Despite his eternal sadness at not being able to have Daphne, Niles smiled at her. He had no idea how he had come to adore this divine creature so much but, even under these fragile and temporary circumstances, acknowledging it still felt better than denying it.
Daphne finally removed her hand, straightening up as she spoke.
"I hope your happiness will last forever," she said, so intensely it seemed to be causing her pain. Niles loved her all the more. It would not last forever. It might not even last as long as tomorrow, but it was present now. She need not know who it was who had introduced him to pure joy in mere existence; he just wanted her to be happy for him. He just wanted her to be happy.
A single puzzle piece remained unturned. Niles reached for it at the same time Daphne did.
Their fingers touched. There was no static electricity, yet.
"Did you feel that?" Daphne asked. Niles nodded.
"We made a spark." More than a spark. Her live wire touch had triggered a surge of light throughout his entire being.
"We made a spark," Daphne whispered. Their fingers were still on the puzzle piece. Still touching. Touching more, in fact, and more until the touching became holding.
Slowly they looked up at each other.
Oh my god, he was going to kiss her. He knew it. The world and everyone in it be damned, he was going to kiss Daphne. From the look in her wide eyes, he would have guessed she knew it too except for one thing: She did not move away.
And even as the alarms in his head were silenced either by his determination or by the two billion volts that had just passed through them, a shrill sound broke the silence in which only he and Daphne existed.
It was déjà vu all over again.
Daphne had pulled away and was on her feet. "Time for my pills," she said, backing away towards the stairs. "Excuse me, Dr. Crane."
All over again.
He took a couple of steps after her as she fled, then stopped. Why even bother? Over the years he had gambled his heart to shreds, losing every single time.
He had lost even when the odds where in his favour, as now they most certainly were not. Daphne was happy. Donny was happy. Mel was happy. Niles. had Mel. Daphne and Donny had sealed their futures together as much as he and Mel had. It's over, he told himself. It was worse than pathetic that he still had to remind himself of that now.
Niles was tired of the cosmos having a joke at his expense. When Daphne came out of her room they would proceed with the puzzle. He would concentrate fully on the task at hand and get the blasted mystery solved. In fact, he should take advantage of this moment to - silently - re-read the leaflet and find out exactly who it was who had gotten himself murdered, under which circumstances, who the suspects were, etc.

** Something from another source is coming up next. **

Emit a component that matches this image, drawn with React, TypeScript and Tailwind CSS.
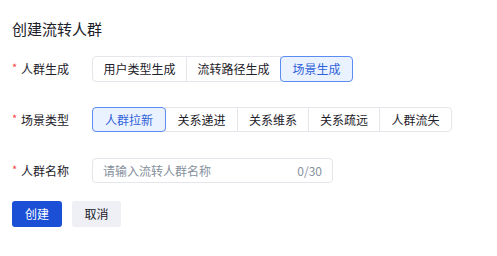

Niles felt better as he picked up the leaflet, a man with a harmless, uncomplicated agenda. This super-sleuth puzzle would keep his mind occupied for the rest of the weekend, not allowing it to waver even for a second in Daphne's direction. 'His Last Term as Governor: A Crime Scene Mystery,' he read. 'It was an early autumn morning at the .'
Daphne would need water for her pills. Niles dropped the leaflet and hurried to the kitchen to get her a glass. He took it upstairs and was about to knock on her door when he heard a sound that froze him. It was the sound of muffled sobs.
Niles' own eyes burned with tears. Her pain on top of his crumbled through the last dam of his defenses and in a minute he would be crying like a baby. He opened the hand that was still poised to knock and touched the door gently with his fingertips. Tell me, for god's sake, he pleaded desperately. Tell me what's wrong. Please, talk to me.
Obviously his beautiful psychic's mind had no room for him. The crying continued painfully sad and lonely and the door remained closed to someone who had spent all evening thinking only of himself.
The hardest things Niles had ever had to do in his life all seemed to involve around Daphne, and this was no exception. Kissing his fingers and touching the door once more, he moved away and back down the hall, still carrying the glass of water and with fresh wounds to a heart that never learned.